テスト技法:ドメイン分析の話

ドメイン分析というテスト設計技法があります。いろんな流派があって、ドメイン分析とはこれだ!みたいな決定版はないと思っています。多分日本で有名なのはBinderのドメイン分析でしょうか。この記事の目的は、各種あるドメイン分析の一つを紹介し、「ドメイン分析って色々ある」をご理解いただくことです。

紹介するのは、Pragmatic software testingというRex Blackさんが書かれた書籍の内容です。


ドメイン分析とは?

書籍の内容紹介の前に、まずはドメイン分析の概要から説明しておきます。

こちらを参照します。

ドメインは、定義済みの値のセットである
多次元ドメイン用の各テストケースは、関連する各変数の妥当な値を含む必要がある。

ドメイン分析とは、という話はないですが解釈すると「多次元の同値分割法や境界値分析」と言えそうです。

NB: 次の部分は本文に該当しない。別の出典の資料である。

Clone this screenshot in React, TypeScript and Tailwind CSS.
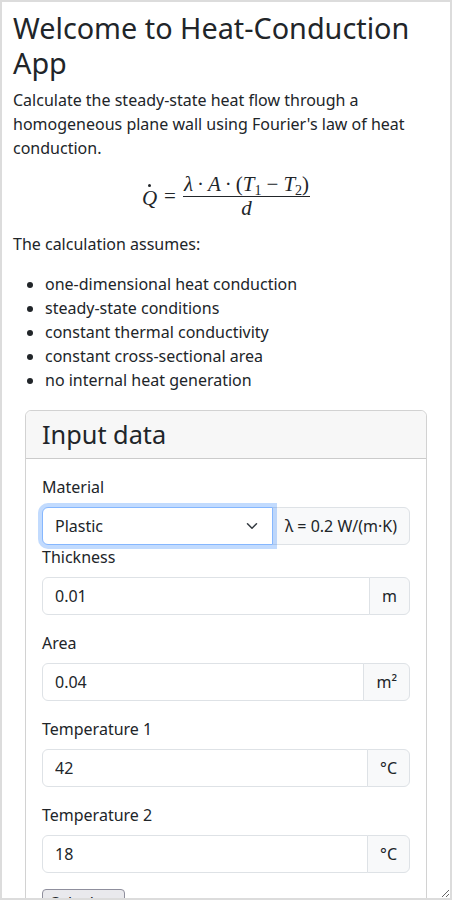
import React from "react";

const assumptions = [
  "one-dimensional heat conduction",
  "steady-state conditions",
  "constant thermal conductivity",
  "constant cross-sectional area",
  "no internal heat generation",
];

function Formula() {
  return (
    <div className="h-[72px] flex justify-center items-center font-['Liberation_Serif',serif] text-[21px] text-[#212529]">
      <span className="relative italic leading-[22px] top-[2px]">
        Q
        <span className="absolute left-[6px] top-[-3px] w-[3px] h-[3px] rounded-full bg-[#212529]" />
      </span>
      <span className="mx-[7px] leading-[22px]">=</span>
      <span className="inline-flex flex-col items-center">
        <span className="px-[1px] leading-[23px] whitespace-nowrap">
          <i>λ</i>
          <span className="mx-[4px]">·</span>
          <i>A</i>
          <span className="mx-[4px]">·</span>(<i>T</i>
          <sub className="text-[14px]">1</sub>
          <span className="mx-[5px]">−</span>
          <i>T</i>
          <sub className="text-[14px]">2</sub>)
        </span>
        <span className="w-full border-t border-[#212529] text-center leading-[21px] pt-[1px]">
          <i>d</i>
        </span>
      </span>
    </div>
  );
}

function UnitField({
  label,
  value,
  unit,
  last,
}: {
  label: string;
  value: string;
  unit: React.ReactNode;
  last?: boolean;
}) {
  return (
    <div className={last ? "" : "mb-4"}>
      <label className="block mb-2 leading-6">{label}</label>
      <div className="flex">
        <input
          className="flex-1 min-w-0 h-[38px] px-3 border border-[#dee2e6] rounded-l-[6px] text-base leading-6 text-[#212529] bg-white outline-none"
          value={value}
          readOnly
        />
        <span className="flex items-center px-3 -ml-px border border-[#dee2e6] rounded-r-[6px] bg-[#f8f9fa] leading-6">
          {unit}
        </span>
      </div>
    </div>
  );
}

export default function App() {
  return (
    <div className="w-[452px] h-[900px] overflow-hidden resize border-2 border-[#dcdcdc] bg-white px-[11px] pt-[9px] font-['Noto_Sans',sans-serif] text-[#212529] text-base leading-6">
      <h1 className="text-[28.8px] leading-[1.2] font-normal mb-2">
        Welcome to Heat-Conduction App
      </h1>
      <p>
        Calculate the steady-state heat flow through a homogeneous plane wall
        using Fourier's law of heat conduction.
      </p>

      <Formula />

      <p className="mb-4">The calculation assumes:</p>
      <ul className="list-disc pl-8 mb-[18px]">
        {assumptions.map((a) => (
          <li key={a}>{a}</li>
        ))}
      </ul>

      {/* Input card */}
      <div className="mx-3 border border-[rgba(0,0,0,0.175)] rounded-[6px]">
        <div className="px-4 py-2 bg-[#f7f7f7] border-b border-[rgba(0,0,0,0.175)] rounded-t-[6px]">
          <h2 className="text-[25.3px] leading-[31px] font-normal">Input data</h2>
        </div>
        <div className="p-4">
          <label className="block mb-2 leading-6">Material</label>
          <div className="flex">
            <div className="relative z-10 w-[231px] h-[38px] flex items-center justify-between pl-3 pr-[12px] border border-[#86b7fe] rounded-l-[6px] bg-white shadow-[0_0_0_4px_rgba(13,110,253,0.25)]">
              <span>Plastic</span>
              <svg width="16" height="12" viewBox="0 0 16 16" fill="none">
                <path
                  d="m2 5 6 6 6-6"
                  stroke="#343a40"
                  strokeWidth="2"
                  strokeLinecap="round"
                  strokeLinejoin="round"
                />
              </svg>
            </div>
            <span className="flex-1 flex items-center px-3 -ml-px border border-[#dee2e6] rounded-r-[6px] bg-[#f8f9fa] whitespace-nowrap">
              λ = 0.2 W/(m·K)
            </span>
          </div>
          <label className="block mb-2 leading-6">Thickness</label>
          <div className="flex mb-4">
            <input
              className="flex-1 min-w-0 h-[38px] px-3 border border-[#dee2e6] rounded-l-[6px] text-base text-[#212529] bg-white outline-none"
              value="0.01"
              readOnly
            />
            <span className="flex items-center px-3 -ml-px border border-[#dee2e6] rounded-r-[6px] bg-[#f8f9fa]">
              m
            </span>
          </div>
          <UnitField label="Area" value="0.04" unit="m²" />
          <UnitField label="Temperature 1" value="42" unit="°C" />
          <UnitField label="Temperature 2" value="18" unit="°C" last />
          <button className="mt-4 px-[6px] py-[1px] border border-[#8f8f9d] rounded-[4px] bg-[#e9e9ed] text-base leading-6">
            Calculate
          </button>
        </div>
      </div>
    </div>
  );
}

ドメイン分析の最小カバレッジは、各ドメインでIN、OUT、ON、およびOFFのそれぞれの値をテストすることである。たとえば、あるドメインのOUTの値が別のドメインのINの値であるといった場合など、値が重複している場合にテストを重複して実行する必要はない。このため、実際に必要なテストの数は、ドメイン当たり4未満となることが多い。

IN/OUT/ON/OFFという値を使って、カバレッジを考える、ということです。これはおそらくどの流派でも同じなのかな、と思います。

JSTQB AL TAではこれぐらいしか書いてなくて、どうすればいいかわかりませんよね。(同値や境界値の仲間ということだけは理解できる)

というわけで、JSTQB AL TAシラバスが参照しているPragmatic software testingを読んでみます。


Pragmatic software testingのドメイン分析

Pragmatic software testingでは、ドメイン分析をDomain Testingと呼んでいます。

Domain analysis is an analytical way to deal with the interaction of factors or variables within the business logic layer of a program

複数の変数を取り扱うのであればドメイン分析を使いましょう、ということです。


Much of the original work in the area of domain testing was done by Boris Beizer and lately has been carried on by Robert Binder and Lee Copeland

ドメインテストはBeizerやBinder、Copelandによって作られたということです。「ソフトウェアテスト技法」に載ってますね。


They have written that in order to test a domain, there are four types of interesting test values

これがON/OFF/IN/OUTです。ここら辺はJSTQB TAと同じ定義かなと思いますが、もう少しだけ詳しいですかね。OFFはこちら。

A value just off a domain boundary by the smallest recognizable amount and outside of the domain

ここのoutside of the domainというのが、この書籍における特徴です。どちらからdomainを見ているかによってOFFの取り方が違っています。

IN/OUTは一般的な定義と同じなので、OFFだけが議論ポイントかなと思います。

この書籍では上記考え方から、1-99の有効ドメインに対して、

-7(OUT), -1(OFF), 0(ON), 15(IN)
15(IN), 100(ON), 101(OFF), 126(OUT)

をとる、と言っています。境界値が0と100である、と言っているところも特徴的ですね。まぁこれは仕様の書き方に依存するので、0より大きく100より小さい有効ドメイン、と書けば境界値はこれで正しくなります。それよりも、OFFの取り方ですね。僕の記憶が正しければBeizer本では、0より大きく100より小さい有効ドメインの場合ONが0、OFFが1になるはずです。

ここまでが一次元の例でした。二次元の例も載っています。ただ、二次元でも同じで、1.000が境界値(1.000が上のドメインに含まれるか、下のドメインに含まれるかの言及はなし)で、

下から見た場合、ONが1.000、OFFが1.001
上から見た場合、ONが1.000、OFFが0.999

となっています。まぁある意味、ON/OFFって境界値分析で一番わかりにくい概念だと思うので、これはこれでありかな、と思います。僕は使いませんが。


まとめ

ドメイン分析にはいろんな流派があり、Rex Blackの流派は特に値の組合せをするような話ではなく、境界ごとにON/OFF/IN/OUTを取ろう、という話でした。個人的にはちょっと論理が弱いかなと思っています。

Binderさん、Copelandさんの流派も読んでみます。